At least with the interval for the second and sixth, everyone agrees where it belongs!  (The second, B, is the 9th harmonic of the bass drone and the sixth, F#, is the 20th harmonic.)

(I'm not absolutely certain that the explanation above is right. If you aren't confused yet, perhaps you should be helping write this column!!)

What tuner to use?

I can't show or tell you what is "right", but I can show you how to achieve what each of MacNeill and Yamane are striving for - without buying an expensive tuner.

If you have a simple, $20, even-tempered tuner (e.g. Korg CA-10/20/30) and have your drones and chanter balanced on what you want to call "A", then note how many "cents" you are above or below "0" on the meter. With the table below, you should be able to set up your chanter to match what MacNeill or Yamane had in mind.

Let's assume that you were tuned so that you were + 10 cents (sharp) of B-flat on 449 Hz when you play Low A.  (This is about where plastic Naill's come in during the summer!)  Be sure to leave the meter set to  "AUTO" (not "MANUAL NOTE").  A well tuned Low G should be obtained at a reading of about  +6 cents (+10 cents reference - 3.91 cents is about 6 cents) and High G should be set to a reading of about +27 cents (+10 cents reference +about 17 cents).  D will be +8 cents for Yamane's scale or + 29 for MacNeill's.  (Have fun!)

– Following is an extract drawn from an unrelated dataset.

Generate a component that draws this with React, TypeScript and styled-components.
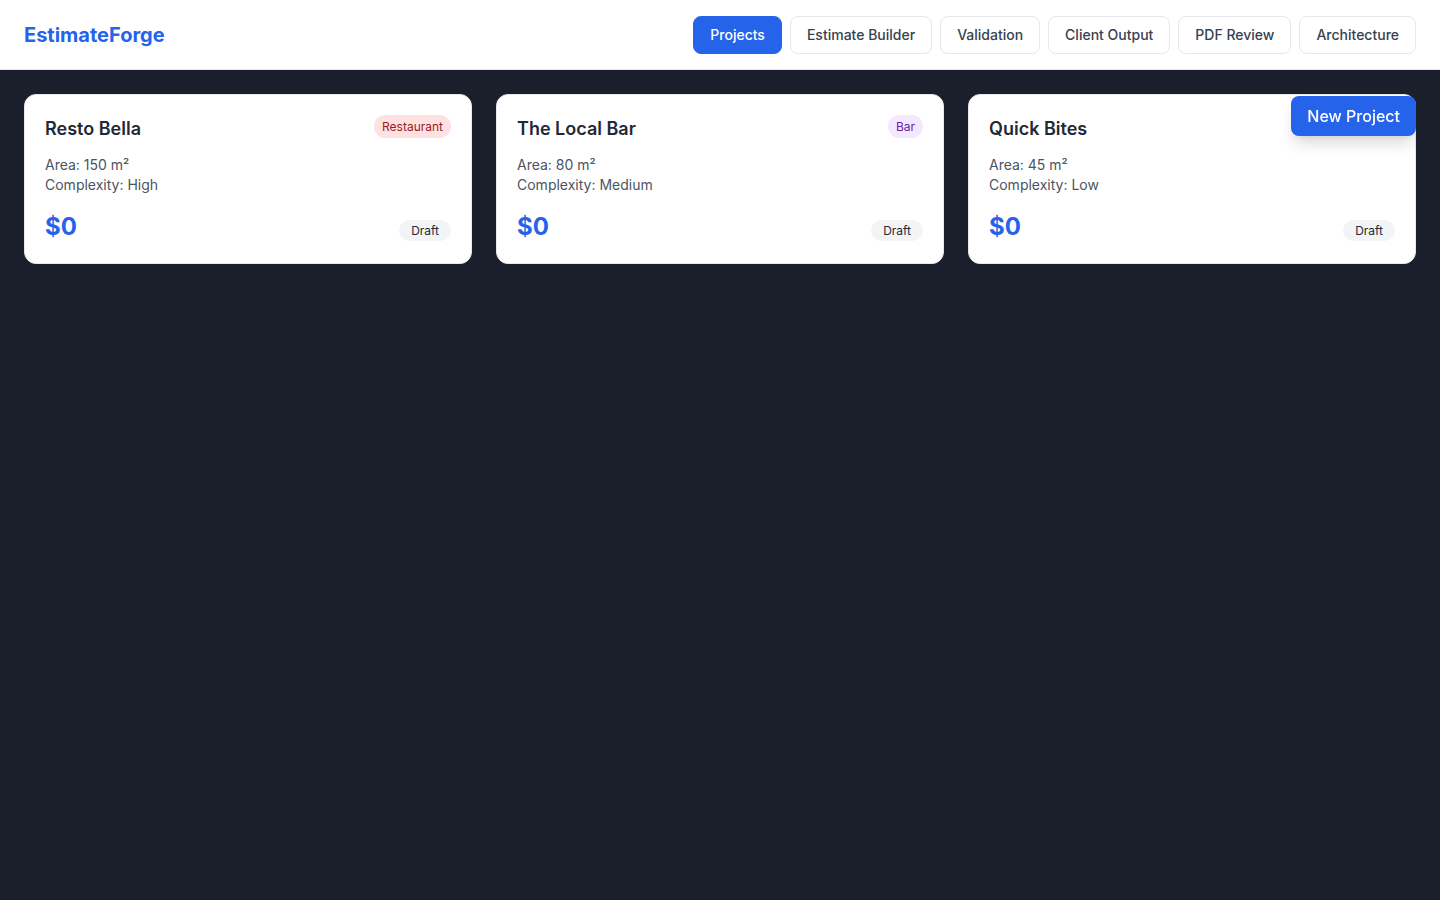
import React from 'react';
import styled, { createGlobalStyle } from 'styled-components';

const GlobalStyle = createGlobalStyle`
  html, body {
    margin: 0;
    padding: 0;
    background-color: #1b1f2c;
    font-family: Inter, "Noto Sans", sans-serif;
    -webkit-font-smoothing: antialiased;
  }
  #root {
    min-height: 100vh;
  }
  * {
    box-sizing: border-box;
  }
`;

const Page = styled.div`
  min-height: 100vh;
  background-color: #1b1f2c;
`;

const Header = styled.header`
  height: 70px;
  background: #ffffff;
  display: flex;
  align-items: center;
  justify-content: space-between;
  padding: 0 24px;
  border-bottom: 1px solid #e5e7eb;
`;

const Logo = styled.div`
  font-size: 20px;
  font-weight: 700;
  color: #2563eb;
`;

const Nav = styled.nav`
  display: flex;
  gap: 8px;
`;

const NavButton = styled.button<{ $active?: boolean }>`
  height: 38px;
  padding: 0 16px;
  border-radius: 8px;
  font-family: inherit;
  font-size: 14px;
  font-weight: 500;
  cursor: pointer;
  border: 1px solid ${p => (p.$active ? '#2563eb' : '#e5e7eb')};
  background: ${p => (p.$active ? '#2563eb' : '#ffffff')};
  color: ${p => (p.$active ? '#ffffff' : '#374151')};
`;

const Grid = styled.main`
  display: grid;
  grid-template-columns: repeat(3, 1fr);
  gap: 24px;
  padding: 24px;
`;

const Card = styled.div`
  background: #ffffff;
  border: 1px solid #e5e7eb;
  border-radius: 12px;
  padding: 20px;
  height: 170px;
`;

const TitleRow = styled.div`
  display: flex;
  justify-content: space-between;
  align-items: flex-start;
  margin-bottom: 12px;
`;

const Title = styled.h3`
  margin: 0;
  font-size: 18px;
  line-height: 28px;
  font-weight: 600;
  color: #1f2937;
`;

const Tag = styled.span<{ $bg: string; $fg: string }>`
  display: inline-block;
  padding: 3px 8px;
  border-radius: 999px;
  font-size: 12px;
  line-height: 17px;
  font-weight: 400;
  background: ${p => p.$bg};
  color: ${p => p.$fg};
`;

const Meta = styled.div`
  font-size: 14px;
  line-height: 20px;
  color: #4b5563;
`;

const PriceRow = styled.div`
  display: flex;
  justify-content: space-between;
  align-items: flex-end;
  margin-top: 16px;
`;

const Price = styled.div`
  font-size: 24px;
  line-height: 32px;
  font-weight: 700;
  color: #2563eb;
`;

const Status = styled.span`
  padding: 3px 12px;
  border-radius: 999px;
  font-size: 12px;
  line-height: 15px;
  margin-bottom: 2px;
  background: #f3f4f6;
  color: #1f2937;
`;

const NewProject = styled.button`
  position: fixed;
  top: 96px;
  right: 24px;
  height: 40px;
  padding: 0 16px;
  border: none;
  border-radius: 8px;
  background: #2563eb;
  color: #ffffff;
  font-family: inherit;
  font-size: 16px;
  font-weight: 500;
  cursor: pointer;
  box-shadow: 0 10px 15px -3px rgba(0, 0, 0, 0.15), 0 4px 6px -4px rgba(0, 0, 0, 0.1);
`;

const tabs = ['Projects', 'Estimate Builder', 'Validation', 'Client Output', 'PDF Review', 'Architecture'];

type Project = {
  name: string;
  type?: { label: string; bg: string; fg: string };
  area: number;
  complexity: string;
};

const projects: Project[] = [
  { name: 'Resto Bella', type: { label: 'Restaurant', bg: '#fee2e2', fg: '#991b1b' }, area: 150, complexity: 'High' },
  { name: 'The Local Bar', type: { label: 'Bar', bg: '#f3e8ff', fg: '#6b21a8' }, area: 80, complexity: 'Medium' },
  { name: 'Quick Bites', area: 45, complexity: 'Low' },
];

export default function App() {
  return (
    <>
      <GlobalStyle />
      <Page>
        <Header>
          <Logo>EstimateForge</Logo>
          <Nav>
            {tabs.map((t, i) => (
              <NavButton key={t} $active={i === 0}>
                {t}
              </NavButton>
            ))}
          </Nav>
        </Header>
        <Grid>
          {projects.map(p => (
            <Card key={p.name}>
              <TitleRow>
                <Title>{p.name}</Title>
                {p.type && (
                  <Tag $bg={p.type.bg} $fg={p.type.fg}>
                    {p.type.label}
                  </Tag>
                )}
              </TitleRow>
              <Meta>Area: {p.area} m²</Meta>
              <Meta>Complexity: {p.complexity}</Meta>
              <PriceRow>
                <Price>$0</Price>
                <Status>Draft</Status>
              </PriceRow>
            </Card>
          ))}
        </Grid>
        <NewProject>New Project</NewProject>
      </Page>
    </>
  );
}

Cents sharp (+) or flat (-) of reference pitch of Low A

Note on Chanter Yamane (as on the Korg AT-2) MacNeill (as on the Warnock Tuner?)
Low G -3.91 -3.91
Low A 0 0
B 3.91 3.91
C -13.68 -13.68
D -1.96 19.55
E 1.95 1.95
F -15.64 -15.64
Hi G 17.59 17.59
Hi A 0 0

(Note: If you have the Korg DT-3 tuner, you can autocalibrate any pitch (e.g. - low A) to read as zero, so the above readings could be taken as "absolute" and no addition/subtraction need be done.)